Cancer prevention, treatment, and cure

Each year, approximately 2.7 million people across the EU are diagnosed with cancer, with approximately 1.3 million deaths. A variety of factors, including genetic, lifestyle, and social elements, influence disease development, and the overall prevalence of cancer is expected to increase in the coming decades. Without action to prevent the disease, the number of newly diagnosed people is expected to increase to over 3.2 million by 2040.

The EU’s Innovation Mission on Cancer focuses on “improving the lives of more than 3 million people by 2030” through cancer prevention and cure, while helping “those affected by cancer including their families to live longer and better”. It aims to:

Increase understanding of cancer
Investigate where, how, and when cancer develops, identifying who is at higher risk of developing cancer and which treatments are more effective for different patients.

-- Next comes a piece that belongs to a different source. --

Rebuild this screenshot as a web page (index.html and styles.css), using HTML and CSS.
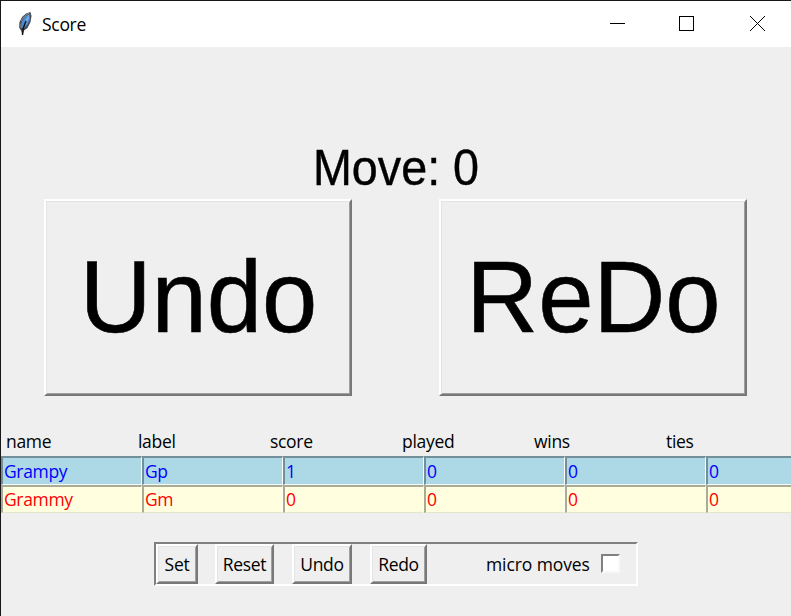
FILE: index.html
```html
<!DOCTYPE html>
<html lang="en">
<head>
<meta charset="utf-8">
<title>Score</title>
<link rel="stylesheet" href="styles.css">
</head>
<body>
<div class="window">
  <header class="titlebar">
    <svg class="feather" width="16" height="26" viewBox="0 0 16 26">
      <path d="M13.5 1 L9 2.5 L5 6 L2.5 11 L2 16.5 L4 19.5 L5.5 24 L7 19.5 L10.5 17 L13.5 11 L14.5 5 Z" fill="#45494f"/>
      <path d="M12.5 3 L8 5.5 L4.5 11 L4 17 L7.5 17 L11 13 L13 8 Z" fill="#4e89d0"/>
      <path d="M12 3 L8 10 L6 17 L10 12 L12 7 Z" fill="#74a9e4"/>
      <path d="M9 10 L6 18 L5.5 24" fill="none" stroke="#101419" stroke-width="1.5"/>
      <path d="M12.8 1.7 L8 4.5 L4 10 M3 13 V17" fill="none" stroke="#85888b" stroke-width="1"/>
    </svg>
    <span class="title">Score</span>
    <svg class="controls" width="160" height="17" viewBox="0 0 160 17" fill="none" stroke="#000">
      <path d="M0 7.5H15M69.5 .5H83.5V14.5H69.5Z" shape-rendering="crispEdges"/>
      <path d="M140 0L155 15M155 0L140 15"/>
    </svg>
  </header>
  <main>
    <div class="move">Move: 0</div>
    <div class="big-buttons">
      <button class="btn big"><span>Undo</span></button>
      <button class="btn big"><span>ReDo</span></button>
    </div>
    <div class="heads">
      <span>name</span><span>label</span><span>score</span><span>played</span><span>wins</span><span>ties</span>
    </div>
    <div class="row blue">
      <span>Grampy</span><span>Gp</span><span>1</span><span>0</span><span>0</span><span>0</span>
    </div>
    <div class="row yellow">
      <span>Grammy</span><span>Gm</span><span>0</span><span>0</span><span>0</span><span>0</span>
    </div>
    <div class="toolbar">
      <button class="btn set">Set</button>
      <button class="btn reset">Reset</button>
      <button class="btn sundo">Undo</button>
      <button class="btn sredo">Redo</button>
      <span class="micro">micro moves</span>
      <span class="check"></span>
    </div>
  </main>
</div>
</body>
</html>
```
FILE: styles.css
```css
* { box-sizing: border-box; }
body { margin: 0; background: #efefef; overflow: hidden; font: 17.5px/24px "Open Sans", sans-serif; color: #000; }
.window { width: 791px; height: 616px; border-top: 1px solid #17171a; border-left: 1px solid #17171a; overflow: hidden; }
.titlebar { height: 46px; background: #fff; display: flex; align-items: flex-start; }
.feather { margin: 10px 0 0 16px; }
.title { margin: 11px 0 0 9px; letter-spacing: -.3px; width: 80px; }
.controls { margin: 15px 21px 0 auto; }
.move { margin-top: 91px; height: 61px; font: 50.5px/60px "Liberation Sans", sans-serif; text-align: center; transform: scaleX(.925); -webkit-text-stroke: .4px #000; }
.btn { margin: 0; padding: 0; background: #efefef; color: #000; font: inherit; border: 2px solid; border-color: #fff #787878 #787878 #fff; box-shadow: inset 1px 1px #e3e3e3, inset -1px -1px #a0a0a0; white-space: nowrap; }
.big-buttons { display: flex; gap: 87px; padding-left: 43px; }
.big { width: 308px; height: 197px; font: 102px/116px "Liberation Sans", sans-serif; }
.big span { display: block; margin-top: -1px; transform: translateX(.5px) scaleX(.975); -webkit-text-stroke: .6px #000; }
.heads { display: grid; grid-template-columns: repeat(6, 132px); padding: 33px 0 0 5px; height: 60px; letter-spacing: -.3px; }
.row { display: grid; grid-template-columns: repeat(6, 141px); width: 846px; }
.row span { height: 29px; padding-left: 1px; line-height: 26px; border: 2px solid; border-right-width: 1px; border-bottom-width: 1px; letter-spacing: -.35px; }
.blue span { background: #add8e6; color: #00f; border-color: #73909a #fff #f3fafc #73909a; }
.yellow span { height: 28px; line-height: 25px; background: #ffffe0; color: #f00; border-color: #aaaa95 #fffff7 #e5e5ca #aaaa95; }
.toolbar { display: flex; width: 484px; height: 44px; margin: 29px 0 0 153px; border: 2px solid; border-color: #808080 #fff #fff #808080; letter-spacing: -.3px; }
.toolbar .btn { height: 40px; letter-spacing: -.3px; }
.set { width: 42px; }
.reset { width: 59px; margin-left: 17px; }
.sundo { width: 60px; margin-left: 18px; }
.sredo { width: 57px; margin-left: 18px; }
.micro { margin: 8px 0 0 59px; width: 115px; white-space: nowrap; letter-spacing: -.1px; }
.check { width: 19px; height: 19px; margin-top: 10px; background: #fff; border: 2px solid; border-color: #808080 #f8f8f8 #f8f8f8 #808080; }
```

Enhance prevention and early detection
Promote awareness of the risk factors that contribute to cancer development, increase public and scientific understanding of those risks, and boost the effectiveness of screening programmes through better access, new methods, and early predictors.

Improve diagnosis and treatment
Increase the speed and effectiveness of diagnosis and treatment by sharing best practices, developing new methods, and delivering innovations in personalised medicine and clinical trials.

Increase quality of life for patients and their families
Integrate patient needs into treatment pathways, by analysing patient perspectives, enabling patient access to data, and building understanding of the impact of childhood cancers.

There are multiple points along the prevention, diagnosis, and treatment pathway where AI-enabled interventions could help deliver better health outcomes for cancer patients. For example:

Medical imaging for detection, diagnosis, and monitoring
Analysis of images such as X-rays or MRIs is central to many cancer screening and diagnosis methods. Leveraging the ability of AI to extract and analyse a large number of features from an image, a variety of AI tools have been developed to help increase the speed of diagnosis and help human clinicians determine the presence or absence of disease. Areas of application include analysis of lung radiography,  CT scans,  brain MRI scans,  and mammograms,  amongst others.

Precision oncology for diagnosis and treatment
Precision analysis of individual tumour cells can increase the effectiveness of cancer treatment, through targeted administration of oncology drugs (or other treatments) based on the genetic characteristics of a patient’s tumour. AI can enhance this single-cell analysis, helping to profile the genetics of cancer cells and to identify mutational signatures that help tailor treatment plans.  By analysing how the proteins in cancer cells interact with each other and with different drugs, AI can help predict which cancer drugs are more likely to be effective for individual patients, helping tackle treatment resistance.

Clinical decision-support tools
By integrating different data types and extracting insights that might not be visible to human decision-makers, AI can contribute to new decision-support tools that help clinicians interrogate patient data and identify appropriate interventions, for example combining data from diagnostics with information captured in clinical reports. The natural language interfaces offered by Large Language Models offer a new route to increasing the usability of such tools. AI can also aid the development of robotics technologies used to support surgical interventions.

Cancer research
Underpinning many of these applications is the use of AI in cancer research, advancing understandings of cancer development and progression through analysis of genetic, environmental, lifestyle, and other types of data, and building risk profiles that interrogate the probability of different patients developing different diseases.